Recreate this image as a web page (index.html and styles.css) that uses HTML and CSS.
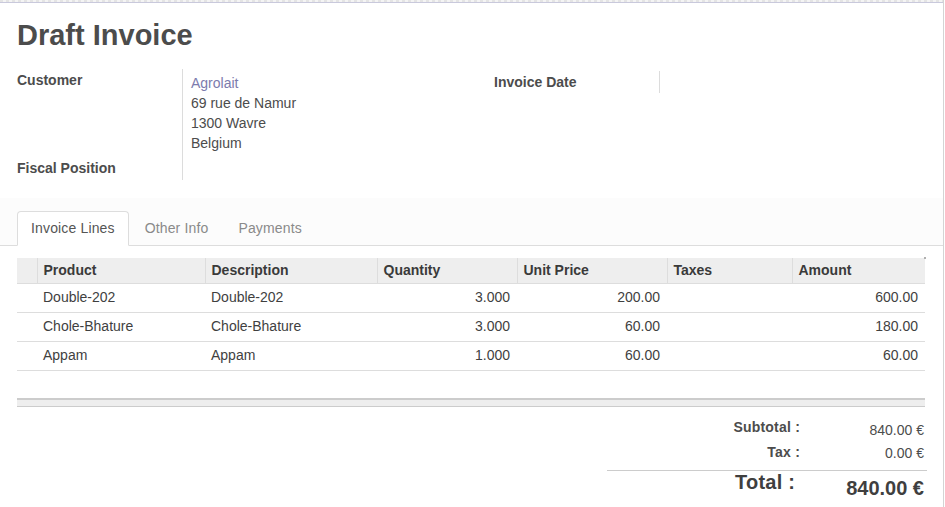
FILE: index.html
```html
<!DOCTYPE html>
<html lang="en">
<head>
<meta charset="utf-8">
<title>Draft Invoice</title>
<link rel="stylesheet" href="styles.css">
</head>
<body>
<div class="sheet">
  <div class="topbar"></div>
  <div class="header">
    <h1 class="title">Draft Invoice</h1>
    <div class="groups">
      <div class="group group-left">
        <div class="label label-first">Customer</div>
        <div class="value value-first">
          <a class="link" href="#">Agrolait</a><br>
          69 rue de Namur<br>
          1300 Wavre<br>
          Belgium
        </div>
        <div class="label label-second">Fiscal Position</div>
        <div class="value value-second"></div>
      </div>
      <div class="group group-right">
        <div class="label label-date">Invoice Date</div>
        <div class="value value-date"></div>
      </div>
    </div>
  </div>

  <div class="notebook">
    <ul class="tabs">
      <li class="tab active">Invoice Lines</li>
      <li class="tab">Other Info</li>
      <li class="tab">Payments</li>
    </ul>
  </div>

  <div class="lines">
    <table class="grid">
      <colgroup>
        <col class="c-handle"><col class="c-product"><col class="c-desc"><col class="c-qty"><col class="c-price"><col class="c-taxes"><col class="c-amount">
      </colgroup>
      <thead>
        <tr>
          <th class="handle"></th>
          <th>Product</th>
          <th>Description</th>
          <th>Quantity</th>
          <th>Unit Price</th>
          <th>Taxes</th>
          <th>Amount</th>
        </tr>
      </thead>
      <tbody>
        <tr>
          <td class="handle"></td>
          <td>Double-202</td>
          <td>Double-202</td>
          <td class="num">3.000</td>
          <td class="num">200.00</td>
          <td></td>
          <td class="num">600.00</td>
        </tr>
        <tr>
          <td class="handle"></td>
          <td>Chole-Bhature</td>
          <td>Chole-Bhature</td>
          <td class="num">3.000</td>
          <td class="num">60.00</td>
          <td></td>
          <td class="num">180.00</td>
        </tr>
        <tr>
          <td class="handle"></td>
          <td>Appam</td>
          <td>Appam</td>
          <td class="num">1.000</td>
          <td class="num">60.00</td>
          <td></td>
          <td class="num">60.00</td>
        </tr>
      </tbody>
    </table>
    <div class="list-footer"></div>
  </div>

  <div class="totals">
    <div class="t-label row1">Subtotal :</div>
    <div class="t-value row1">840.00 €</div>
    <div class="t-label row2">Tax :</div>
    <div class="t-value row2">0.00 €</div>
    <div class="t-label total-label">Total :</div>
    <div class="t-value total-value">840.00 €</div>
  </div>
</div>
</body>
</html>
```

FILE: styles.css
```css
html, body {
  margin: 0;
  padding: 0;
  background: #ffffff;
}

body {
  font-family: "Liberation Sans", Arial, sans-serif;
  font-size: 14px;
  line-height: 20px;
  color: #4c4c4c;
}

.sheet {
  width: 944px;
  min-height: 507px;
  box-sizing: border-box;
  border-right: 1px solid #d4d4d4;
  overflow: hidden;
}

.topbar {
  height: 2px;
  background: repeating-linear-gradient(90deg, #e4e4e4 0 3px, #f4f4f4 3px 6px);
  border-bottom: 1px solid #c9c9dc;
}

.header {
  padding: 0 17px;
}

.title {
  margin: 15px 0 0;
  font-size: 29px;
  line-height: 34px;
  font-weight: bold;
  color: #4c4c4c;
}

.groups {
  display: flex;
  align-items: flex-start;
  margin-top: 17px;
}

.group {
  display: grid;
  grid-template-columns: 165px 1fr;
}

.group-left {
  width: 477px;
}

.group-right {
  width: 300px;
  margin-top: 2px;
}

.label {
  font-weight: bold;
  color: #4c4c4c;
}

.value {
  border-left: 1px solid #dcdcdc;
  padding-left: 8px;
}

.label-first {
  padding-top: 1px;
}

.value-first {
  padding-top: 4px;
}

.label-second {
  padding-top: 5px;
  padding-bottom: 2px;
}

.label-date {
  padding-top: 1px;
  padding-bottom: 1px;
}

.value-date {
  min-height: 22px;
}

.link {
  color: #7c7bad;
  text-decoration: none;
}

.notebook {
  margin-top: 18px;
  padding-top: 13px;
  background: #fcfcfc;
}

.tabs {
  list-style: none;
  margin: 0;
  padding: 0 0 0 17px;
  display: flex;
  border-bottom: 1px solid #dddddd;
}

.tab {
  margin: 0 2px -1px 0;
  padding: 6px 13px 7px;
  border: 1px solid transparent;
  border-radius: 4px 4px 0 0;
  color: #8a8a8a;
  letter-spacing: 0.15px;
}

.tab.active {
  background: #ffffff;
  border-color: #dddddd;
  border-bottom-color: #ffffff;
  color: #555555;
}

.lines {
  position: relative;
  margin: 12px 18px 0 17px;
}

.lines::after {
  content: "";
  position: absolute;
  right: -1px;
  top: -1px;
  width: 2px;
  height: 2px;
  background: #b0b0b0;
}

.grid {
  width: 908px;
  table-layout: fixed;
  border-collapse: collapse;
  border-spacing: 0;
}

.c-handle { width: 20px; }
.c-product { width: 168px; }
.c-desc { width: 172px; }
.c-qty { width: 140px; }
.c-price { width: 150px; }
.c-taxes { width: 125px; }
.c-amount { width: 133px; }

.grid th {
  background: #eeeeee;
  text-align: left;
  font-weight: bold;
  color: #3a3a3a;
  padding: 2px 6px 3px;
  border-left: 1px solid #dddddd;
  border-bottom: 1px solid #dddddd;
  white-space: nowrap;
}

.grid th.handle {
  border-left: none;
}

.grid td {
  padding: 3px 6px 5px;
  border-bottom: 1px solid #dddddd;
  color: #3f3f3f;
  white-space: nowrap;
}

.grid td.num {
  text-align: right;
  padding-right: 7px;
}

.list-footer {
  margin-top: 27px;
  height: 6px;
  background: #eeeeee;
  border-top: 2px solid #cccccc;
  border-bottom: 1px solid #cccccc;
}

.totals {
  display: grid;
  grid-template-columns: 193px 127px;
  width: 320px;
  margin: 9px 16px 0 auto;
}

.t-label {
  text-align: right;
  font-weight: bold;
  color: #4c4c4c;
  letter-spacing: 0.2px;
}

.t-value {
  text-align: right;
  color: #4c4c4c;
  padding-right: 3px;
}

.t-label.row1 {
  padding: 1px 0 3px;
}

.t-value.row1 {
  padding-top: 4px;
}

.t-label.row2 {
  padding: 2px 0 2px;
}

.t-value.row2 {
  padding-top: 3px;
  padding-bottom: 1px;
}

.total-label,
.total-value {
  font-size: 20px;
  border-top: 1px solid #cccccc;
  margin-top: 6px;
}

.total-label {
  line-height: 22px;
  padding: 0 5px 0 0;
  color: #3f3f3f;
}

.total-value {
  line-height: 24px;
  font-weight: bold;
  padding: 5px 3px 0 0;
  color: #3f3f3f;
}
```
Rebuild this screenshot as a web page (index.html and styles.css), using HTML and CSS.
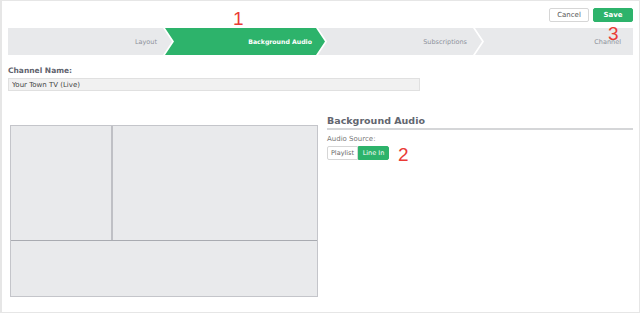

::::::

Give back every line exactly as it stands, pictures excluded.

Recreate this image as a web page (index.html and styles.css) that uses HTML and CSS.
FILE: index.html
```html
<!DOCTYPE html>
<html lang="en">
<head>
<meta charset="utf-8">
<title>Draft Invoice</title>
<link rel="stylesheet" href="styles.css">
</head>
<body>
<div class="sheet">
  <div class="topbar"></div>
  <div class="header">
    <h1 class="title">Draft Invoice</h1>
    <div class="groups">
      <div class="group group-left">
        <div class="label label-first">Customer</div>
        <div class="value value-first">
          <a class="link" href="#">Agrolait</a><br>
          69 rue de Namur<br>
          1300 Wavre<br>
          Belgium
        </div>
        <div class="label label-second">Fiscal Position</div>
        <div class="value value-second"></div>
      </div>
      <div class="group group-right">
        <div class="label label-date">Invoice Date</div>
        <div class="value value-date"></div>
      </div>
    </div>
  </div>

  <div class="notebook">
    <ul class="tabs">
      <li class="tab active">Invoice Lines</li>
      <li class="tab">Other Info</li>
      <li class="tab">Payments</li>
    </ul>
  </div>

  <div class="lines">
    <table class="grid">
      <colgroup>
        <col class="c-handle"><col class="c-product"><col class="c-desc"><col class="c-qty"><col class="c-price"><col class="c-taxes"><col class="c-amount">
      </colgroup>
      <thead>
        <tr>
          <th class="handle"></th>
          <th>Product</th>
          <th>Description</th>
          <th>Quantity</th>
          <th>Unit Price</th>
          <th>Taxes</th>
          <th>Amount</th>
        </tr>
      </thead>
      <tbody>
        <tr>
          <td class="handle"></td>
          <td>Double-202</td>
          <td>Double-202</td>
          <td class="num">3.000</td>
          <td class="num">200.00</td>
          <td></td>
          <td class="num">600.00</td>
        </tr>
        <tr>
          <td class="handle"></td>
          <td>Chole-Bhature</td>
          <td>Chole-Bhature</td>
          <td class="num">3.000</td>
          <td class="num">60.00</td>
          <td></td>
          <td class="num">180.00</td>
        </tr>
        <tr>
          <td class="handle"></td>
          <td>Appam</td>
          <td>Appam</td>
          <td class="num">1.000</td>
          <td class="num">60.00</td>
          <td></td>
          <td class="num">60.00</td>
        </tr>
      </tbody>
    </table>
    <div class="list-footer"></div>
  </div>

  <div class="totals">
    <div class="t-label row1">Subtotal :</div>
    <div class="t-value row1">840.00 €</div>
    <div class="t-label row2">Tax :</div>
    <div class="t-value row2">0.00 €</div>
    <div class="t-label total-label">Total :</div>
    <div class="t-value total-value">840.00 €</div>
  </div>
</div>
</body>
</html>
```

FILE: styles.css
```css
html, body {
  margin: 0;
  padding: 0;
  background: #ffffff;
}

body {
  font-family: "Liberation Sans", Arial, sans-serif;
  font-size: 14px;
  line-height: 20px;
  color: #4c4c4c;
}

.sheet {
  width: 944px;
  min-height: 507px;
  box-sizing: border-box;
  border-right: 1px solid #d4d4d4;
  overflow: hidden;
}

.topbar {
  height: 2px;
  background: repeating-linear-gradient(90deg, #e4e4e4 0 3px, #f4f4f4 3px 6px);
  border-bottom: 1px solid #c9c9dc;
}

.header {
  padding: 0 17px;
}

.title {
  margin: 15px 0 0;
  font-size: 29px;
  line-height: 34px;
  font-weight: bold;
  color: #4c4c4c;
}

.groups {
  display: flex;
  align-items: flex-start;
  margin-top: 17px;
}

.group {
  display: grid;
  grid-template-columns: 165px 1fr;
}

.group-left {
  width: 477px;
}

.group-right {
  width: 300px;
  margin-top: 2px;
}

.label {
  font-weight: bold;
  color: #4c4c4c;
}

.value {
  border-left: 1px solid #dcdcdc;
  padding-left: 8px;
}

.label-first {
  padding-top: 1px;
}

.value-first {
  padding-top: 4px;
}

.label-second {
  padding-top: 5px;
  padding-bottom: 2px;
}

.label-date {
  padding-top: 1px;
  padding-bottom: 1px;
}

.value-date {
  min-height: 22px;
}

.link {
  color: #7c7bad;
  text-decoration: none;
}

.notebook {
  margin-top: 18px;
  padding-top: 13px;
  background: #fcfcfc;
}

.tabs {
  list-style: none;
  margin: 0;
  padding: 0 0 0 17px;
  display: flex;
  border-bottom: 1px solid #dddddd;
}

.tab {
  margin: 0 2px -1px 0;
  padding: 6px 13px 7px;
  border: 1px solid transparent;
  border-radius: 4px 4px 0 0;
  color: #8a8a8a;
  letter-spacing: 0.15px;
}

.tab.active {
  background: #ffffff;
  border-color: #dddddd;
  border-bottom-color: #ffffff;
  color: #555555;
}

.lines {
  position: relative;
  margin: 12px 18px 0 17px;
}

.lines::after {
  content: "";
  position: absolute;
  right: -1px;
  top: -1px;
  width: 2px;
  height: 2px;
  background: #b0b0b0;
}

.grid {
  width: 908px;
  table-layout: fixed;
  border-collapse: collapse;
  border-spacing: 0;
}

.c-handle { width: 20px; }
.c-product { width: 168px; }
.c-desc { width: 172px; }
.c-qty { width: 140px; }
.c-price { width: 150px; }
.c-taxes { width: 125px; }
.c-amount { width: 133px; }

.grid th {
  background: #eeeeee;
  text-align: left;
  font-weight: bold;
  color: #3a3a3a;
  padding: 2px 6px 3px;
  border-left: 1px solid #dddddd;
  border-bottom: 1px solid #dddddd;
  white-space: nowrap;
}

.grid th.handle {
  border-left: none;
}

.grid td {
  padding: 3px 6px 5px;
  border-bottom: 1px solid #dddddd;
  color: #3f3f3f;
  white-space: nowrap;
}

.grid td.num {
  text-align: right;
  padding-right: 7px;
}

.list-footer {
  margin-top: 27px;
  height: 6px;
  background: #eeeeee;
  border-top: 2px solid #cccccc;
  border-bottom: 1px solid #cccccc;
}

.totals {
  display: grid;
  grid-template-columns: 193px 127px;
  width: 320px;
  margin: 9px 16px 0 auto;
}

.t-label {
  text-align: right;
  font-weight: bold;
  color: #4c4c4c;
  letter-spacing: 0.2px;
}

.t-value {
  text-align: right;
  color: #4c4c4c;
  padding-right: 3px;
}

.t-label.row1 {
  padding: 1px 0 3px;
}

.t-value.row1 {
  padding-top: 4px;
}

.t-label.row2 {
  padding: 2px 0 2px;
}

.t-value.row2 {
  padding-top: 3px;
  padding-bottom: 1px;
}

.total-label,
.total-value {
  font-size: 20px;
  border-top: 1px solid #cccccc;
  margin-top: 6px;
}

.total-label {
  line-height: 22px;
  padding: 0 5px 0 0;
  color: #3f3f3f;
}

.total-value {
  line-height: 24px;
  font-weight: bold;
  padding: 5px 3px 0 0;
  color: #3f3f3f;
}
```
Rebuild this screenshot as a web page (index.html and styles.css), using HTML and CSS.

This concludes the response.